P.S. If the allowance of s. per week5 is to be continued the prisoners you will perceive it will require a remittance of full £100 per Month.6

Addressed: A / Monsieur Monsieur Franklin / a / Passy

[Note numbering follows the Franklin Papers source.]

4BF had sent two letters from Thomas Digges and a power of attorney for Hodgson to recover money for the relief of American prisoners in England that Digges had misappropriated: XXXIV, 572–3. It was Hodgson who had revealed to BF Digges’s misuse of the funds BF had sent him: XXXIV, 475–6, 537–9.

5Only a fragment of it remains: XXXIV, 399n.

6Learning of the arrest of the painter John Trumbull and fearing his own arrest for his role in aiding escaped American prisoners, Digges had gone into hiding: XXXIV, 39–40, 359. The reports of his being apprehended apparently were false; see below, Hodgson to BF, June 29.

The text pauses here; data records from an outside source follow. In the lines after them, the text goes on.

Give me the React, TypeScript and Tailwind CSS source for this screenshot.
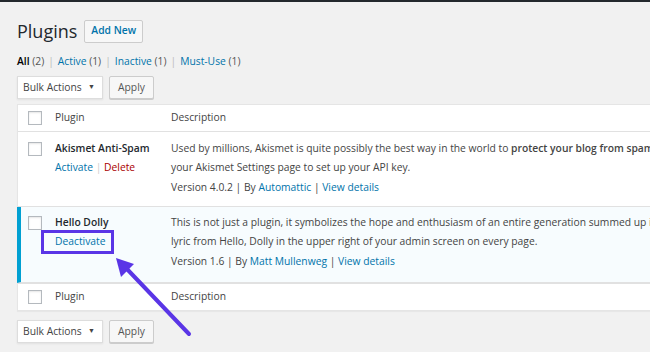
import React from 'react';

const Check = () => (
  <span className="block w-[14px] h-[14px] border border-[#b4b9be] bg-white shadow-[inset_0_1px_2px_rgba(0,0,0,0.1)]" />
);

const BulkBar = () => (
  <div className="flex items-center gap-[6px] whitespace-nowrap">
    <div className="w-[86px] h-[23px] border border-[#ddd] bg-white flex items-center justify-between pl-[5px] pr-[7px] shadow-[0_1px_2px_rgba(0,0,0,0.07)]">
      <span>Bulk Actions</span>
      <span className="text-[7px]">▼</span>
    </div>
    <div className="w-[45px] h-[23px] border border-[#ccc] bg-[#f7f7f7] rounded-[2px] flex items-center justify-center shadow-[0_1px_0_#ccc] text-[#555]">
      Apply
    </div>
  </div>
);

const HeadRow = ({ top }: { top?: boolean }) => (
  <div className={`flex items-center h-[27px] ${top ? 'border-b' : 'border-t'} border-[#e1e1e1]`}>
    <div className="w-[37px] shrink-0 pl-[10px]"><Check /></div>
    <div className="w-[116px] shrink-0">Plugin</div>
    <div>Description</div>
  </div>
);

export default function App() {
  return (
    <div className="w-[650px] h-[352px] overflow-hidden bg-[#f1f1f1] text-[#444] text-[10.3px] font-['Segoe_UI','Open_Sans',sans-serif] relative">
      <div className="h-[2px] bg-[#23282d]" />
      <div className="pl-[17px] pt-[17px]">
        <div className="flex items-center gap-[7px] h-[24px]">
          <h1 className="text-[18px] text-[#23282d] leading-[24px]">Plugins</h1>
          <span className="h-[23px] px-[6px] border border-[#ccc] bg-[#f7f7f7] rounded-[2px] flex items-center text-[#0073aa] font-semibold">
            Add New
          </span>
        </div>
        <div className="mt-[10px] h-[18px] flex items-center text-[#555] gap-[4px] whitespace-nowrap">
          <span><span className="text-black font-semibold">All</span> (2)</span>
          <span className="text-[#bbb]">|</span>
          <span className="text-[#0073aa]">Active <span className="text-[#555]">(1)</span></span>
          <span className="text-[#bbb]">|</span>
          <span className="text-[#0073aa]">Inactive <span className="text-[#555]">(1)</span></span>
          <span className="text-[#bbb]">|</span>
          <span className="text-[#0073aa]">Must-Use <span className="text-[#555]">(1)</span></span>
        </div>
        <div className="mt-[5px]"><BulkBar /></div>
        <div className="mt-[5px] w-[700px] bg-white border border-[#e5e5e5] shadow-[0_1px_1px_rgba(0,0,0,0.04)]">
          <HeadRow top />
          <div className="flex pt-[7px] pb-[9px] border-b border-[#e1e1e1] leading-[19px]">
            <div className="w-[37px] shrink-0 pl-[10px] pt-[3px]"><Check /></div>
            <div className="w-[116px] shrink-0 whitespace-nowrap">
              <div className="font-semibold text-[#23282d]">Akismet Anti-Spam</div>
              <div><span className="text-[#0073aa]">Activate</span> <span className="text-[#ccc]">|</span> <span className="text-[#a00]">Delete</span></div>
            </div>
            <div className="flex-1 whitespace-nowrap">
              <p>Used by millions, Akismet is quite possibly the best way in the world to <strong className="font-semibold">protect your blog from spam</strong>. It keeps your site</p>
              <p>your Akismet Settings page to set up your API key.</p>
              <p className="mt-[1px]">Version 4.0.2 | By <span className="text-[#0073aa]">Automattic</span> | <span className="text-[#0073aa]">View details</span></p>
            </div>
          </div>
          <div className="flex pt-[6px] pb-[11px] border-b border-[#e1e1e1] bg-[#f7fcfe] border-l-[4px] border-l-[#00a0d2] -ml-px leading-[19px]">
            <div className="w-[34px] shrink-0 pl-[7px] pt-[3px]"><Check /></div>
            <div className="w-[116px] shrink-0 whitespace-nowrap">
              <div className="font-semibold text-[#23282d]">Hello Dolly</div>
              <div className="text-[#0073aa]">Deactivate</div>
            </div>
            <div className="flex-1 whitespace-nowrap">
              <p>This is not just a plugin, it symbolizes the hope and enthusiasm of an entire generation summed up in two words</p>
              <p>lyric from Hello, Dolly in the upper right of your admin screen on every page.</p>
              <p className="mt-[1px]">Version 1.6 | By <span className="text-[#0073aa]">Matt Mullenweg</span> | <span className="text-[#0073aa]">View details</span></p>
            </div>
          </div>
          <HeadRow />
        </div>
        <div className="mt-[9px]"><BulkBar /></div>
      </div>
      <div className="absolute left-[41px] top-[230px] w-[73px] h-[24px] border-[3px] border-[#5a35e6]" />
      <svg className="absolute left-0 top-0" width="650" height="352">
        <line x1="189" y1="334" x2="126" y2="268" stroke="#5a35e6" strokeWidth="4" strokeLinecap="round" />
        <polygon points="116,258 134,264 121,277" fill="#5a35e6" />
      </svg>
    </div>
  );
}
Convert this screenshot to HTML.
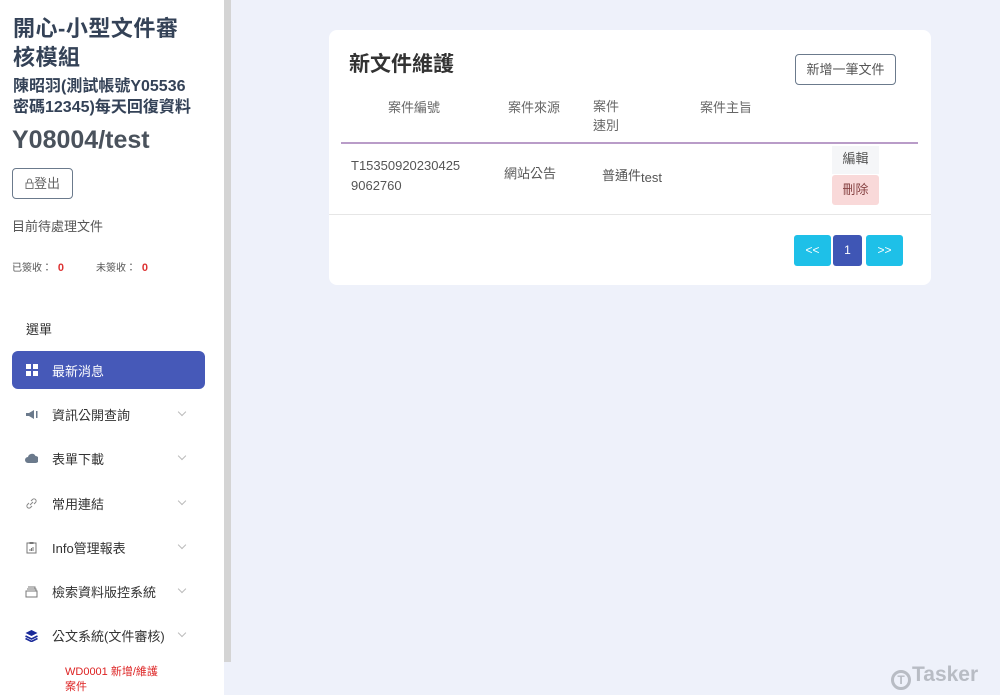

7John Temple, himself fearful of arrest: XXXIV, 291n, 360. For his connection with Digges see XXXI, 189n, 190, 195.

8XXXIV, 507–8.

9Not found.

1A banking firm which had failed on Aug. 16, 1780: XXVI, 437n; XXXIII, 200n.

2John Paradise, William Jones, and Hodgson were members of the Club of Thirteen (XXI, 119–20): XXXIV, 116n; Verner W. Crane, “The Club of Honest Whigs: Friends of Science and Liberty,” W&MQ, 3rd. ser., XXIII (1966), 223n; Sheldon S. Cohen, “William Hodgson: an English Merchant and Unsung Friend to American Revolutionary Captives,” PMHB, CXXIII (1999), 60–1.

3We have located no recent letter from BF to William Jones.

4XXXIV, 572.

5For prisoner relief. BF had ordered 12 pence (one shilling) per week be provided: XXXIV, 118, 170, 222–3n, 475–6.

6On the same sheet of paper as the postscript is a drawing of some kind of scientific apparatus resembling a beaker or jar with a tube issuing from its neck.